From the listing below, select every line where the word "TypeScript" appears.

**EXERCISE MATERIALS**:
• • • •
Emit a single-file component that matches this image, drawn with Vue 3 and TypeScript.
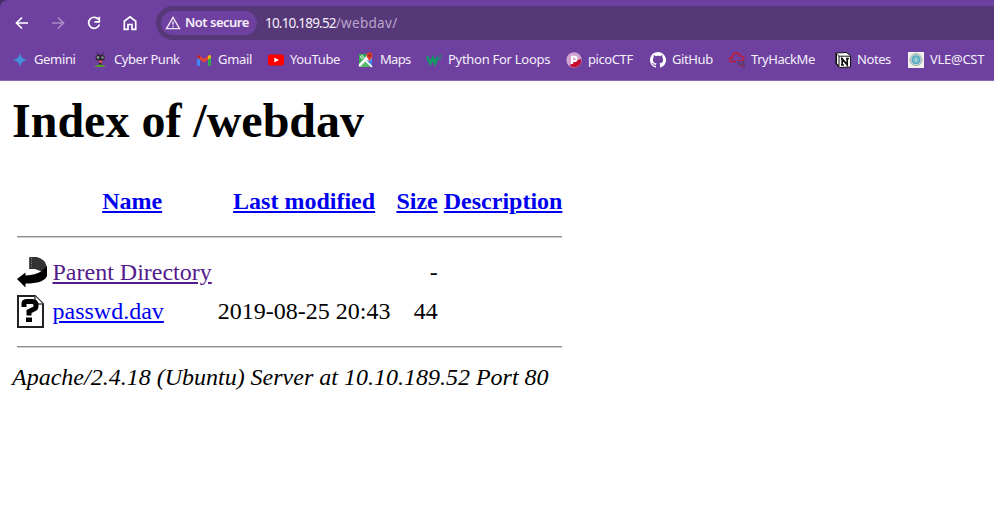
• • • •
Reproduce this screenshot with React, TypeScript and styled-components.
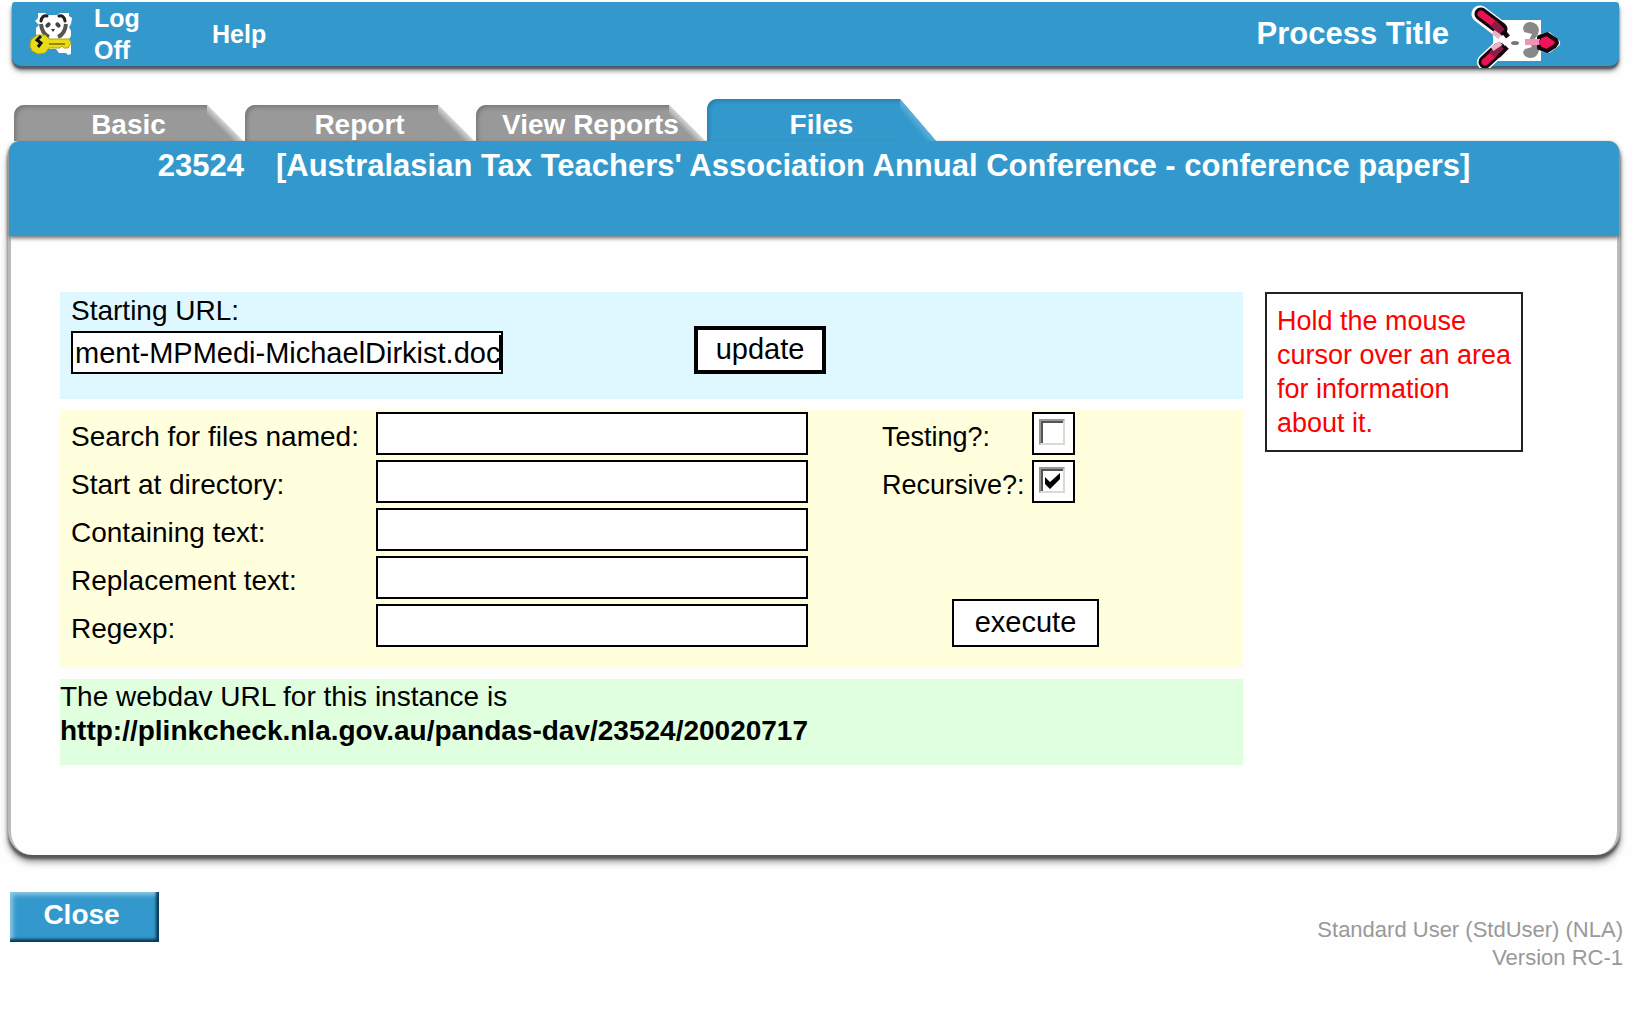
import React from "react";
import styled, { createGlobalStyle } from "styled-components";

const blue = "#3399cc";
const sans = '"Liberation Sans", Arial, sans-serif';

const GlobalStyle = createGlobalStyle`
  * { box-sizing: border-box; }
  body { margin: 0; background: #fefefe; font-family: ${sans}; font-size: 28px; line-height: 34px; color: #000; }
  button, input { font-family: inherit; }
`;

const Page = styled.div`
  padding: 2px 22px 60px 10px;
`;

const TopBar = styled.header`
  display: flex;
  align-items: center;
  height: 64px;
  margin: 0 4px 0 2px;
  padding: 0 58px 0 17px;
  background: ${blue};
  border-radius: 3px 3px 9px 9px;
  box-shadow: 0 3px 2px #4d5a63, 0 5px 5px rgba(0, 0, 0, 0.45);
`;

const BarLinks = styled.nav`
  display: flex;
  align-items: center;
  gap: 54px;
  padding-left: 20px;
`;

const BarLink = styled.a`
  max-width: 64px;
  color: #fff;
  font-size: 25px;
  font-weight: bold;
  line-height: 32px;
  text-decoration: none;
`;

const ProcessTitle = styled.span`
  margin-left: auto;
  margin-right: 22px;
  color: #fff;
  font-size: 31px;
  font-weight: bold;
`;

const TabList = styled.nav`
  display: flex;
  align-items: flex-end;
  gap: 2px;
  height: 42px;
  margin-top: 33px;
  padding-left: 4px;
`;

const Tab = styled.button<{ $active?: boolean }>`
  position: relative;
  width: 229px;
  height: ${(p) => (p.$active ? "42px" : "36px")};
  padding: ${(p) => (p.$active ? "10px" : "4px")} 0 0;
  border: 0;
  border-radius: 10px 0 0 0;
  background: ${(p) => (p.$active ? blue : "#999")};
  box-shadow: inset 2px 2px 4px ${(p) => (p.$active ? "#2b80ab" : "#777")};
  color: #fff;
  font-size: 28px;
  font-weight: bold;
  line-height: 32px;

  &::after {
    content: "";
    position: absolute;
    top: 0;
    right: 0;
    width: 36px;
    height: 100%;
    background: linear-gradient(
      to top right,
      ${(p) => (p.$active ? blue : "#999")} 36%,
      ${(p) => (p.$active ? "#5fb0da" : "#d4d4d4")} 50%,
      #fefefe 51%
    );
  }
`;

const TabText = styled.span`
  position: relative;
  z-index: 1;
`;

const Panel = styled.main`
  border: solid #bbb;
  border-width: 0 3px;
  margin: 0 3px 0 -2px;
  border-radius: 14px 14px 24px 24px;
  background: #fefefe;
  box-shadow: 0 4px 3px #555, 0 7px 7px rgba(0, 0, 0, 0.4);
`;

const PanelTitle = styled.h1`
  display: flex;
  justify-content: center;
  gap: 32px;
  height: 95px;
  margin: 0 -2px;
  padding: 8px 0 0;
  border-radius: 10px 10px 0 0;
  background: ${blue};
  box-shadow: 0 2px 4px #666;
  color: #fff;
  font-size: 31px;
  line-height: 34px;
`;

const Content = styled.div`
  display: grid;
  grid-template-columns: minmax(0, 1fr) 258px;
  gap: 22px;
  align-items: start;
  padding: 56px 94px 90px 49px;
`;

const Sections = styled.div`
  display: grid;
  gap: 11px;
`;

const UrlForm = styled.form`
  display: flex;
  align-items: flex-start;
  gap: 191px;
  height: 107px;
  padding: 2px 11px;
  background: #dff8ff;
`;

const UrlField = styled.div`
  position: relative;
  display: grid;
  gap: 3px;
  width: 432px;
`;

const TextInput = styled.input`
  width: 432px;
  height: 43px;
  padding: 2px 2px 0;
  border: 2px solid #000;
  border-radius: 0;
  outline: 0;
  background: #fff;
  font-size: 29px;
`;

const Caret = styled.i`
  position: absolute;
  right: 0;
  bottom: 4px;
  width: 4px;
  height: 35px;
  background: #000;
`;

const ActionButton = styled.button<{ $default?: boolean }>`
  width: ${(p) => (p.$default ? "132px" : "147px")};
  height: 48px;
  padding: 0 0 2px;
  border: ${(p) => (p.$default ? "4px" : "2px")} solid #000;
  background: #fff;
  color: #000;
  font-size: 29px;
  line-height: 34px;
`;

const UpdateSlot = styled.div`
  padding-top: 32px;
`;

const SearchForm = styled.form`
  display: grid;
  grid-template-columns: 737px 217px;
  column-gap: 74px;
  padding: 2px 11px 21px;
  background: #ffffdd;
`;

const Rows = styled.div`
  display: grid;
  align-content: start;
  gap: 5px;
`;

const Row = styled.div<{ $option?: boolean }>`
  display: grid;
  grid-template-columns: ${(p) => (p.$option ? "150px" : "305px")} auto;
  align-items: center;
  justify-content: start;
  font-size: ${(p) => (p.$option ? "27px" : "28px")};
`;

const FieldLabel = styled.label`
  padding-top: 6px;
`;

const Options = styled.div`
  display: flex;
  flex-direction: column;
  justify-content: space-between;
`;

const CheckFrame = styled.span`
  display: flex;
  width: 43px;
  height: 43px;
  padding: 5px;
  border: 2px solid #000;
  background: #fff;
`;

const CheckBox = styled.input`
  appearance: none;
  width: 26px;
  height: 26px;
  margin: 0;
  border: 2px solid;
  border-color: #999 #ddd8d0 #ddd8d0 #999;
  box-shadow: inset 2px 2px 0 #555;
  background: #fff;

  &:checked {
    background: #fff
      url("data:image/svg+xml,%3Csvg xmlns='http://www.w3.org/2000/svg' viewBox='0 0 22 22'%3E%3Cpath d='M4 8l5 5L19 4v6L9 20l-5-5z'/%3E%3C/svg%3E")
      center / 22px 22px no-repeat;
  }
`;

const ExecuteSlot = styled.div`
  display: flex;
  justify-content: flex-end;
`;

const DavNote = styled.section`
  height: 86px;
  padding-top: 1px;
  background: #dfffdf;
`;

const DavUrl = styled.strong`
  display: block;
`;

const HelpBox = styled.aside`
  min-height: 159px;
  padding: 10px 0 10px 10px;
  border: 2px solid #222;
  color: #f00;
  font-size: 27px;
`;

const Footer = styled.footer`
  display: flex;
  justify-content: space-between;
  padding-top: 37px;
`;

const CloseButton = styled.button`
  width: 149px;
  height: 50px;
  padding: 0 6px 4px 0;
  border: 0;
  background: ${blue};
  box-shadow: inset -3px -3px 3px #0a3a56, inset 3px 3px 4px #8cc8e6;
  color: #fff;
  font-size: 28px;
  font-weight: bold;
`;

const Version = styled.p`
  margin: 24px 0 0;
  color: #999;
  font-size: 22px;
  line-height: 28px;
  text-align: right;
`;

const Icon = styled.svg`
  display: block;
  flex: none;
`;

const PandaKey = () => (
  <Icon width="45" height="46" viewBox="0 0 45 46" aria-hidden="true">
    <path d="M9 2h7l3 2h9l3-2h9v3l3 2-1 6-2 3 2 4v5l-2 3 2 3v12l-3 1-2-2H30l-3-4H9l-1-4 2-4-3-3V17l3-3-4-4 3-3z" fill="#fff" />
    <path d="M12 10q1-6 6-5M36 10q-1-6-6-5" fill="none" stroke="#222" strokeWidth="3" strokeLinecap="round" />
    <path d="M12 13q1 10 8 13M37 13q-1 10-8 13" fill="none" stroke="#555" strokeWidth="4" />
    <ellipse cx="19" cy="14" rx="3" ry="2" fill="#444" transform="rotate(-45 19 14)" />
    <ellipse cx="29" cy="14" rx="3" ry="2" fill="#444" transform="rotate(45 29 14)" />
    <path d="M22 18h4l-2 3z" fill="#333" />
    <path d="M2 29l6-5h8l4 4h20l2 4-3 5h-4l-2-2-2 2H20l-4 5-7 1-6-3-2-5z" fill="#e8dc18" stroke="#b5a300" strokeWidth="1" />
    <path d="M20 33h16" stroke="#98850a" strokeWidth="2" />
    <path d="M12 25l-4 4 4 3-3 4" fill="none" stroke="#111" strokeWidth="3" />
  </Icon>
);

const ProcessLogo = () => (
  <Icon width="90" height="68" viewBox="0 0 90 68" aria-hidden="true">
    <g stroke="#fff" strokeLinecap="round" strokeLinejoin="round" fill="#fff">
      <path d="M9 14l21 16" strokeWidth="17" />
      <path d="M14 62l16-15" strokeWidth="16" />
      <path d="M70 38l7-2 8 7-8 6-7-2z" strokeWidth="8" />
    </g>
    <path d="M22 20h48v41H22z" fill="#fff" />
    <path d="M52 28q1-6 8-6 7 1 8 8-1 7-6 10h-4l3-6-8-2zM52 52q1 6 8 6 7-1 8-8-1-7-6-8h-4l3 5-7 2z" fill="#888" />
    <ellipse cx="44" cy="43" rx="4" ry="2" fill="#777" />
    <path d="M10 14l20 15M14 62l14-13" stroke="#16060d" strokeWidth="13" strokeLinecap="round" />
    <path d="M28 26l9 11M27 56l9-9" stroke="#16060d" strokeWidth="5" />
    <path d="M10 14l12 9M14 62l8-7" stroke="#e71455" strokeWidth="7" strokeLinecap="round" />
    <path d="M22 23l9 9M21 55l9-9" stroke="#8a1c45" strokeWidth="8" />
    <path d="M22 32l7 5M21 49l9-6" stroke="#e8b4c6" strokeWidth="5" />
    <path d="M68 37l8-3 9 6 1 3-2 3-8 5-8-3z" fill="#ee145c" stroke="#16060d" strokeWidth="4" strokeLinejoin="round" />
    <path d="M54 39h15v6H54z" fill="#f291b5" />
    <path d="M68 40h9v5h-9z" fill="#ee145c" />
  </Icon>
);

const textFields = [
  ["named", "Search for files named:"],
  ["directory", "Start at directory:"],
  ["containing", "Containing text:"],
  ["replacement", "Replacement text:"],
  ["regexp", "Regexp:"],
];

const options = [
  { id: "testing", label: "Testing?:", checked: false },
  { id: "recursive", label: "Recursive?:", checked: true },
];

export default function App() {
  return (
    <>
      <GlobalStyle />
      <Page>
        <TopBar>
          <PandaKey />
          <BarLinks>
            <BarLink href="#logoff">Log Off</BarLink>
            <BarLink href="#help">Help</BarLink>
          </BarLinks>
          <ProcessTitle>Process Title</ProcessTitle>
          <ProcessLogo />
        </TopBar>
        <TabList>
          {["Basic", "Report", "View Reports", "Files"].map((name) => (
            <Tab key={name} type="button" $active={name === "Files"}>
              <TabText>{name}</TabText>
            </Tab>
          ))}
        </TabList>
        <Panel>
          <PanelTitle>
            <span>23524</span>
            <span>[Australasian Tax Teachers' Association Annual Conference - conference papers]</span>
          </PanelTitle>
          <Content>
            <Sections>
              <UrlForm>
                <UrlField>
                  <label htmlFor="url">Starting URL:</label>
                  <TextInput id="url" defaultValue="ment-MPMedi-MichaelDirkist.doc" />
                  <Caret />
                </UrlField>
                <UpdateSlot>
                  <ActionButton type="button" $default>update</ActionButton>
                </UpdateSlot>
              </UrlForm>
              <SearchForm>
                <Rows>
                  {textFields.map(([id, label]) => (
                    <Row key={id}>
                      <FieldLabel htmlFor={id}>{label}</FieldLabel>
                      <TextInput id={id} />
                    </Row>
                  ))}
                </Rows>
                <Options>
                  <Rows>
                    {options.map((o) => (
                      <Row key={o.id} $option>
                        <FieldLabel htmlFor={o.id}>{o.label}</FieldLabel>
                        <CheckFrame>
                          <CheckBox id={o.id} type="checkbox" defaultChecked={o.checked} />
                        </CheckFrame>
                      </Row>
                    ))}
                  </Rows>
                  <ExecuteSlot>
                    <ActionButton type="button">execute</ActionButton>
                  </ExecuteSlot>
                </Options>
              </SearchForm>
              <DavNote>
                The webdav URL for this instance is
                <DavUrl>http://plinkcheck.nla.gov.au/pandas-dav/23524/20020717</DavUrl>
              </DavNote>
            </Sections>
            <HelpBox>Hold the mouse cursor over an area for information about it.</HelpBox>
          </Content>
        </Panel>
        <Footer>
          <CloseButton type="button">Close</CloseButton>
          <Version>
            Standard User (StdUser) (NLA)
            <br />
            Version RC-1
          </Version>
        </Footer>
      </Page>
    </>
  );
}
• • • •
**ANSWER TO THE EXERCISE**:
Emit a single-file component that matches this image, drawn with Vue 3 and TypeScript.
Reproduce this screenshot with React, TypeScript and styled-components.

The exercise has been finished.